O parecer, segundo a agência Lusa, que teve acesso ao documento, são 11 páginas — onde se conclui que a "Assembleia da República não tem competência para proceder a modificações na Lei do Orçamento do Estado que não se inscrevam no âmbito da proposta do Governo, sob pena de violação do equilíbrio constitucional de poderes" prevista no artigo 161.º da Constituição Portuguesa.
E o que diz a oposição sobre aquela que é conhecida como a lei-travão?
António Costa diz que "há muitos anos que Portugal não tinha orçamentos suplementares ou retificativos" e que "muitos dos deputados são novos". Por isso, "talvez houvesse menos memória sobre qual é o quadro próprio inerente à elaboração de orçamentos retificativos". Por essas razões, segundo o primeiro-ministro, o Governo "recordou que, mesmo no quadro de um Orçamento Retificativo, a lei travão continua a prevalecer".
Os partidos de oposição não se reveem nestas insinuações. O PCP já avisou que a Assembleia da República "não pode ficar" limitada na sua intervenção e garantiu que vai fazer propostas de alteração. Com travão ou sem travão.
Já o CDS-PP rejeita "uma regra" que dite que "o Governo tem todos os poderes e o parlamento não tem nenhum poder". A líder parlamentar centrista, Cecília Meireles, recordou ainda em declarações à agência Lusa que o PS que "já votou favoravelmente" iniciativas que "aumentavam a despesa do Estado".
Por seu turno, o PSD considera ser uma atitude estranha por parte dos socialistas. "Há aqui algo de muito estranho, ao longo dos anos sempre foi possível apresentar propostas de alteração, o próprio PS apresentou inúmeras propostas no período dos governos PSD/CDS", vincou o vice-presidente da bancada do partido, Afonso Oliveira.

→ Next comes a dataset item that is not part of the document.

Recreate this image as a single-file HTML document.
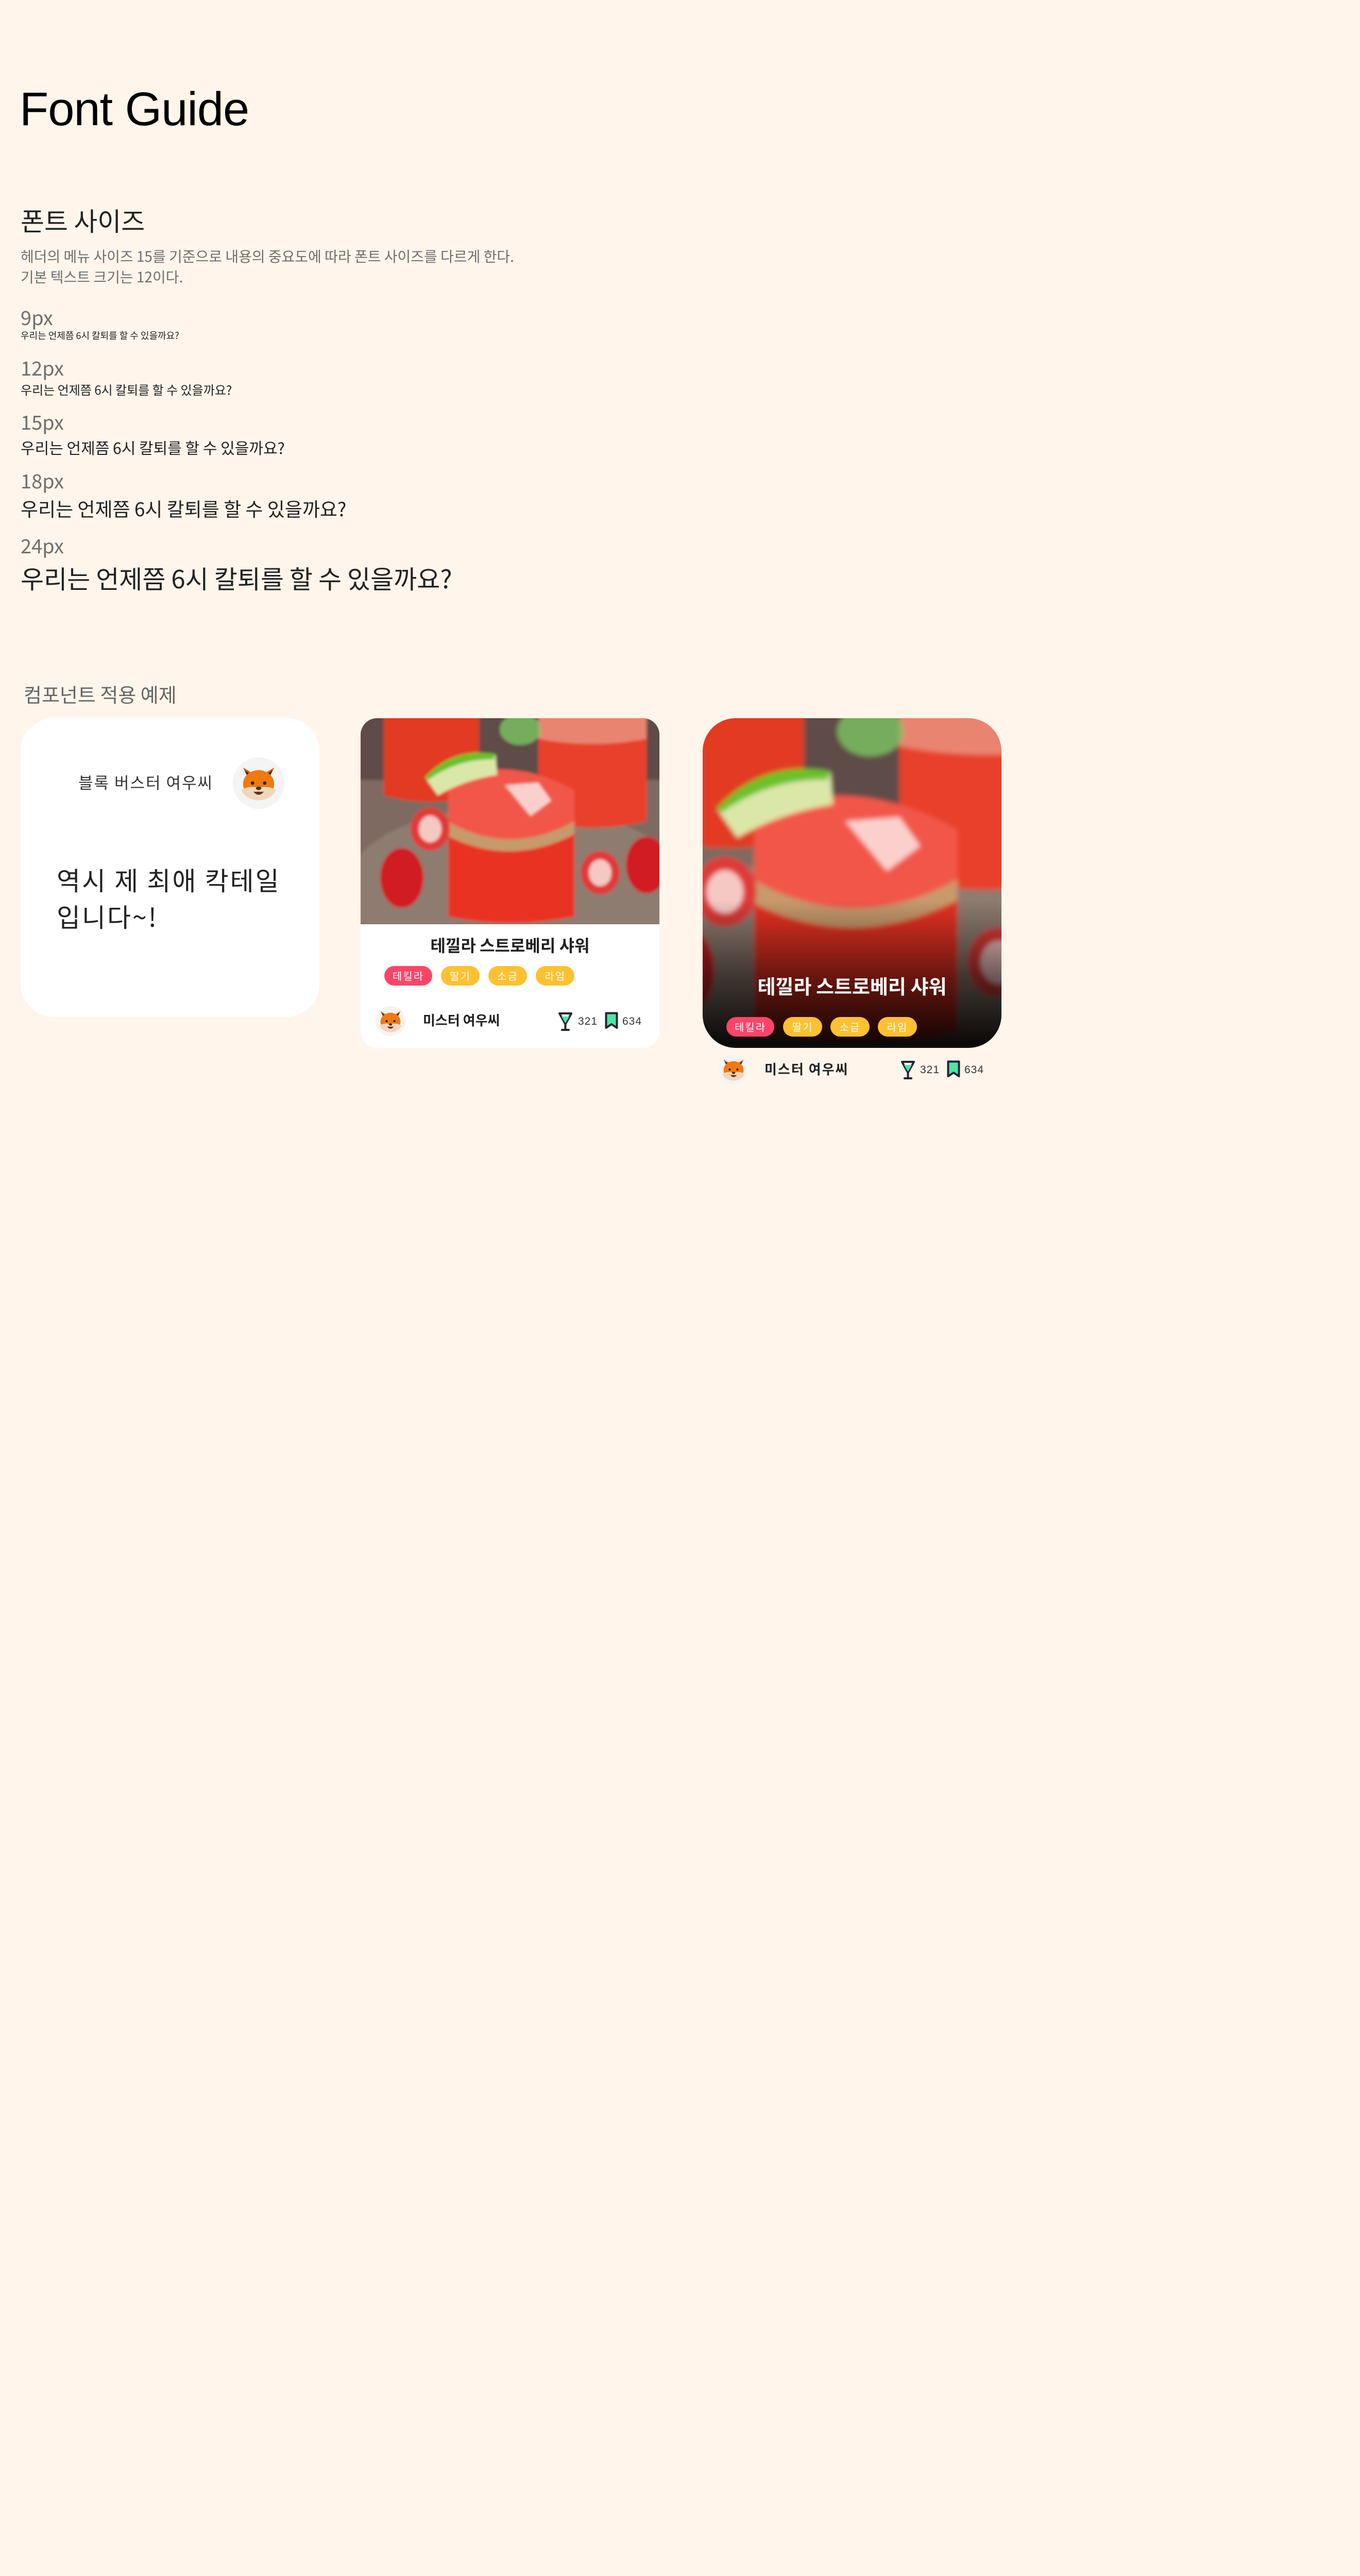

Quanto ao Bloco de Esquerda, a deputada Mariana Mortágua começou por considerar que um Orçamento Suplementar não tem "a amplitude de um Orçamento do Estado regular", compreendendo "perfeitamente que o âmbito de alteração e a amplitude do orçamento é diferente de um processo orçamental que se inicia". Porém, salienta que "não podemos desistir ou abdicar da responsabilidade que o parlamento tem de fazer propostas de alteração".
Por fim, o PAN fala mesmo de que se trata "de uma intromissão nas competências do parlamento" e uma "forma de condicionar" o debate. André Silva considera que, "com esta tentativa de condicionamento das competências do parlamento, o Governo demonstra um desejo de conflitualidade política".
A proposta do Governo de revisão do Orçamento do Estado de 2020 é debatida na Assembleia da República na próxima quarta-feira, dia 17. Por isso, o tema não se deve esgotar até lá.